**** Raw data

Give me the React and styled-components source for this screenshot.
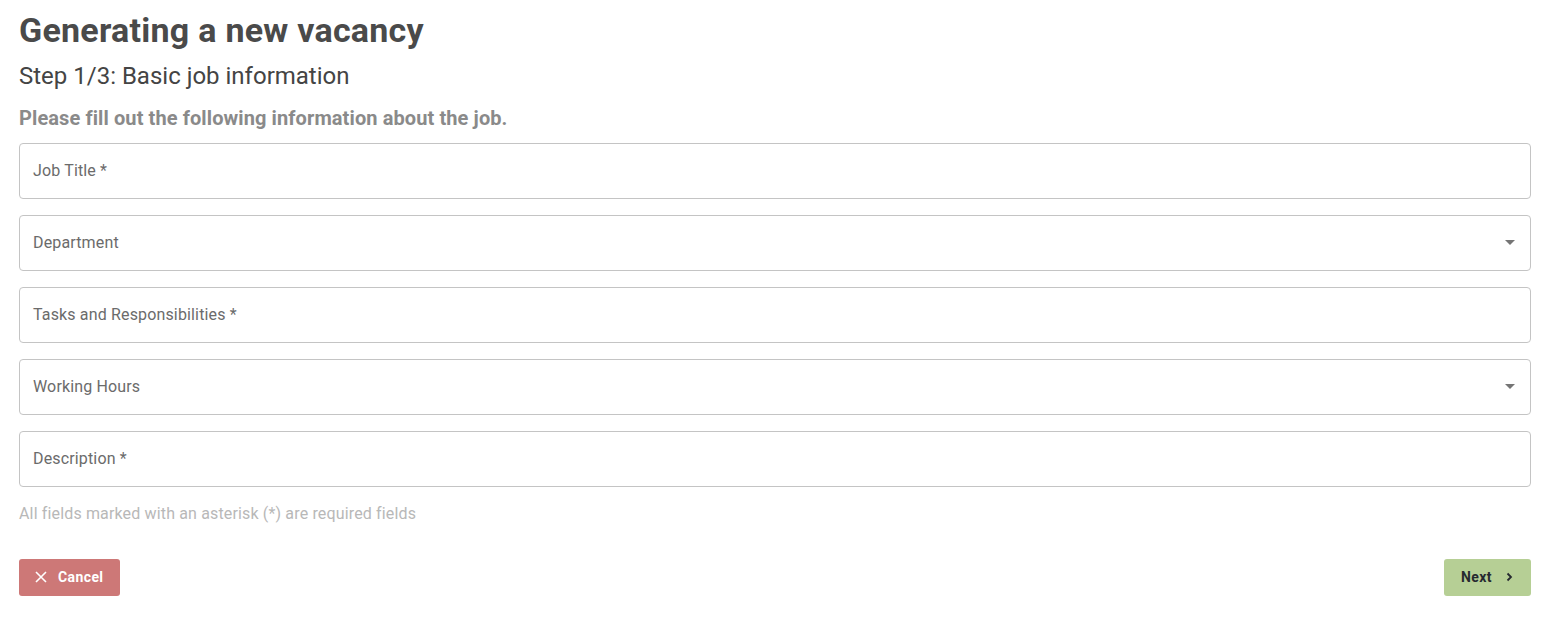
import React from 'react'
import styled, { createGlobalStyle } from 'styled-components'

const GlobalStyle = createGlobalStyle`
  body {
    margin: 0;
    background: #fff;
    font-family: Roboto, "Liberation Sans", sans-serif;
  }
`

const Page = styled.div`
  padding: 9px 13px 0 19px;
`

const Title = styled.h1`
  margin: 0;
  font-size: 34px;
  font-weight: 700;
  line-height: 42px;
  letter-spacing: 0.25px;
  color: #4a4a4a;
`

const StepTitle = styled.h2`
  margin: 9px 0 0;
  font-size: 24px;
  font-weight: 400;
  line-height: 32px;
  color: #444;
`

const Intro = styled.p`
  margin: 10px 0 0;
  font-size: 20px;
  font-weight: 700;
  line-height: 32px;
  letter-spacing: 0.1px;
  color: #8a8a8a;
`

const Form = styled.div`
  margin-top: 9px;
  display: flex;
  flex-direction: column;
  gap: 16px;
`

const Field = styled.div`
  height: 56px;
  box-sizing: border-box;
  border: 1px solid #c4c4c4;
  border-radius: 4px;
  display: flex;
  align-items: center;
  justify-content: space-between;
  padding: 0 13px 1px;
`

const Label = styled.span`
  font-size: 16px;
  letter-spacing: 0.15px;
  color: #6b6b6b;
`

const Caret = styled.span`
  width: 0;
  height: 0;
  border-left: 5px solid transparent;
  border-right: 5px solid transparent;
  border-top: 5px solid #757575;
  margin-right: 2px;
`

const Hint = styled.p`
  margin: 15px 0 0;
  font-size: 16px;
  line-height: 24px;
  letter-spacing: 0.15px;
  color: #b8b8b8;
`

const Actions = styled.div`
  margin-top: 33px;
  display: flex;
  justify-content: space-between;
`

const Button = styled.button`
  height: 37px;
  border: none;
  border-radius: 3px;
  display: flex;
  align-items: center;
  font-family: Roboto, "Liberation Sans", sans-serif;
  font-size: 14px;
  font-weight: 700;
  letter-spacing: 0.4px;
  cursor: pointer;
  background: ${p => (p.$variant === 'danger' ? '#cd7877' : '#b6cf95')};
  color: ${p => (p.$variant === 'danger' ? '#fff' : '#262a30')};
  gap: ${p => (p.$variant === 'danger' ? '11px' : '11px')};
  padding: ${p => (p.$variant === 'danger' ? '0 17px 2px 16px' : '0 16px 2px 17px')};
`

const fields = [
  { label: 'Job Title *' },
  { label: 'Department', select: true },
  { label: 'Tasks and Responsibilities *' },
  { label: 'Working Hours', select: true },
  { label: 'Description *' },
]

export default function App() {
  return (
    <Page>
      <GlobalStyle />
      <Title>Generating a new vacancy</Title>
      <StepTitle>Step 1/3: Basic job information</StepTitle>
      <Intro>Please fill out the following information about the job.</Intro>
      <Form>
        {fields.map(f => (
          <Field key={f.label}>
            <Label>{f.label}</Label>
            {f.select && <Caret />}
          </Field>
        ))}
      </Form>
      <Hint>All fields marked with an asterisk (*) are required fields</Hint>
      <Actions>
        <Button $variant="danger">
          <svg width="12" height="12" viewBox="0 0 12 12">
            <path d="M1 1L11 11M11 1L1 11" stroke="#fff" strokeWidth="1.6" />
          </svg>
          Cancel
        </Button>
        <Button>
          Next
          <svg width="12" height="12" viewBox="0 0 12 12">
            <path d="M4.5 2.5L8 6L4.5 9.5" stroke="#262a30" strokeWidth="1.8" fill="none" />
          </svg>
        </Button>
      </Actions>
    </Page>
  )
}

********

Copy out each line word for word, please, skipping the images.

> Answer to this exercise
Give me the React and styled-components source for this screenshot.
import React from 'react'
import styled, { createGlobalStyle } from 'styled-components'

const GlobalStyle = createGlobalStyle`
  body {
    margin: 0;
    background: #fff;
    font-family: Roboto, "Liberation Sans", sans-serif;
  }
`

const Page = styled.div`
  padding: 9px 13px 0 19px;
`

const Title = styled.h1`
  margin: 0;
  font-size: 34px;
  font-weight: 700;
  line-height: 42px;
  letter-spacing: 0.25px;
  color: #4a4a4a;
`

const StepTitle = styled.h2`
  margin: 9px 0 0;
  font-size: 24px;
  font-weight: 400;
  line-height: 32px;
  color: #444;
`

const Intro = styled.p`
  margin: 10px 0 0;
  font-size: 20px;
  font-weight: 700;
  line-height: 32px;
  letter-spacing: 0.1px;
  color: #8a8a8a;
`

const Form = styled.div`
  margin-top: 9px;
  display: flex;
  flex-direction: column;
  gap: 16px;
`

const Field = styled.div`
  height: 56px;
  box-sizing: border-box;
  border: 1px solid #c4c4c4;
  border-radius: 4px;
  display: flex;
  align-items: center;
  justify-content: space-between;
  padding: 0 13px 1px;
`

const Label = styled.span`
  font-size: 16px;
  letter-spacing: 0.15px;
  color: #6b6b6b;
`

const Caret = styled.span`
  width: 0;
  height: 0;
  border-left: 5px solid transparent;
  border-right: 5px solid transparent;
  border-top: 5px solid #757575;
  margin-right: 2px;
`

const Hint = styled.p`
  margin: 15px 0 0;
  font-size: 16px;
  line-height: 24px;
  letter-spacing: 0.15px;
  color: #b8b8b8;
`

const Actions = styled.div`
  margin-top: 33px;
  display: flex;
  justify-content: space-between;
`

const Button = styled.button`
  height: 37px;
  border: none;
  border-radius: 3px;
  display: flex;
  align-items: center;
  font-family: Roboto, "Liberation Sans", sans-serif;
  font-size: 14px;
  font-weight: 700;
  letter-spacing: 0.4px;
  cursor: pointer;
  background: ${p => (p.$variant === 'danger' ? '#cd7877' : '#b6cf95')};
  color: ${p => (p.$variant === 'danger' ? '#fff' : '#262a30')};
  gap: ${p => (p.$variant === 'danger' ? '11px' : '11px')};
  padding: ${p => (p.$variant === 'danger' ? '0 17px 2px 16px' : '0 16px 2px 17px')};
`

const fields = [
  { label: 'Job Title *' },
  { label: 'Department', select: true },
  { label: 'Tasks and Responsibilities *' },
  { label: 'Working Hours', select: true },
  { label: 'Description *' },
]

export default function App() {
  return (
    <Page>
      <GlobalStyle />
      <Title>Generating a new vacancy</Title>
      <StepTitle>Step 1/3: Basic job information</StepTitle>
      <Intro>Please fill out the following information about the job.</Intro>
      <Form>
        {fields.map(f => (
          <Field key={f.label}>
            <Label>{f.label}</Label>
            {f.select && <Caret />}
          </Field>
        ))}
      </Form>
      <Hint>All fields marked with an asterisk (*) are required fields</Hint>
      <Actions>
        <Button $variant="danger">
          <svg width="12" height="12" viewBox="0 0 12 12">
            <path d="M1 1L11 11M11 1L1 11" stroke="#fff" strokeWidth="1.6" />
          </svg>
          Cancel
        </Button>
        <Button>
          Next
          <svg width="12" height="12" viewBox="0 0 12 12">
            <path d="M4.5 2.5L8 6L4.5 9.5" stroke="#262a30" strokeWidth="1.8" fill="none" />
          </svg>
        </Button>
      </Actions>
    </Page>
  )
}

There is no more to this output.